With the federal government moving backward on privacy protections, California is looking at two competing ways to impose its own, groundbreaking rules for the collection of personal information online. The more far-reaching proposal was the California Consumer Privacy Act, a ballot measure that would amend the state constitution to require websites and services to give California residents more control over the data collected about them online. But a more limited proposal, AB 375, was passed last week.

It’s a close call, but all in all, AB 375 is the better way to go.

The federal government really should be the one establishing privacy rights online. Congress has shown no interest in doing so, however — in fact, it repealed the Federal Communication Commission’s online privacy rules last year. And the Federal Trade Commission can do little more than force websites to honor whatever commitments they make in their terms of service. That’s not much help, considering how few consumers bother to read the long and deliberately opaque terms set by most sites.

Meanwhile, personal information has become the fuel powering much of the internet, even as internet users remain largely in the dark about how their information is being used. That’s a problem, given that much of what’s offered and shown to you online is shaped by what companies glean about your life, your predilections and your finances from the digital bread crumbs you scatter as you use the internet. Such data could conceivably be used, for instance, by private investigators to trace where you go and whom you see, or by payday lenders to determine who might be desperate for an infusion of cash.

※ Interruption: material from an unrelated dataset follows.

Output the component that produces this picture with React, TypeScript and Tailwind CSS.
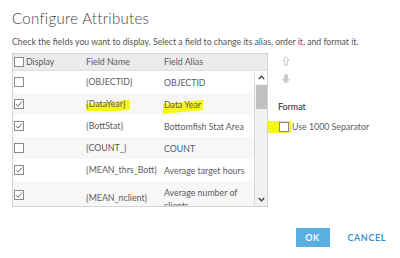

AB 375 and the ballot measure would have given California internet users the rights to know what personal information is being collected about them online, to delete it if they wish, to find out whether it’s being sold to anyone, and to opt out of such sales. The ballot measure would have also barred companies from withholding or downgrading services when individuals refuse to share their data. The bill is more nuanced on that point, allowing companies to offer better services under certain circumstances to consumers who agree to share their data.

The ballot measure’s main advantage is in enforcement: It would have given consumers the right to sue when companies misuse their data, while AB 375 confines that power to the state attorney general. But it will be far easier for policymakers to adjust AB 375 to fast-evolving internet business models than it would be to tweak the constitutional changes wrought by the ballot measure.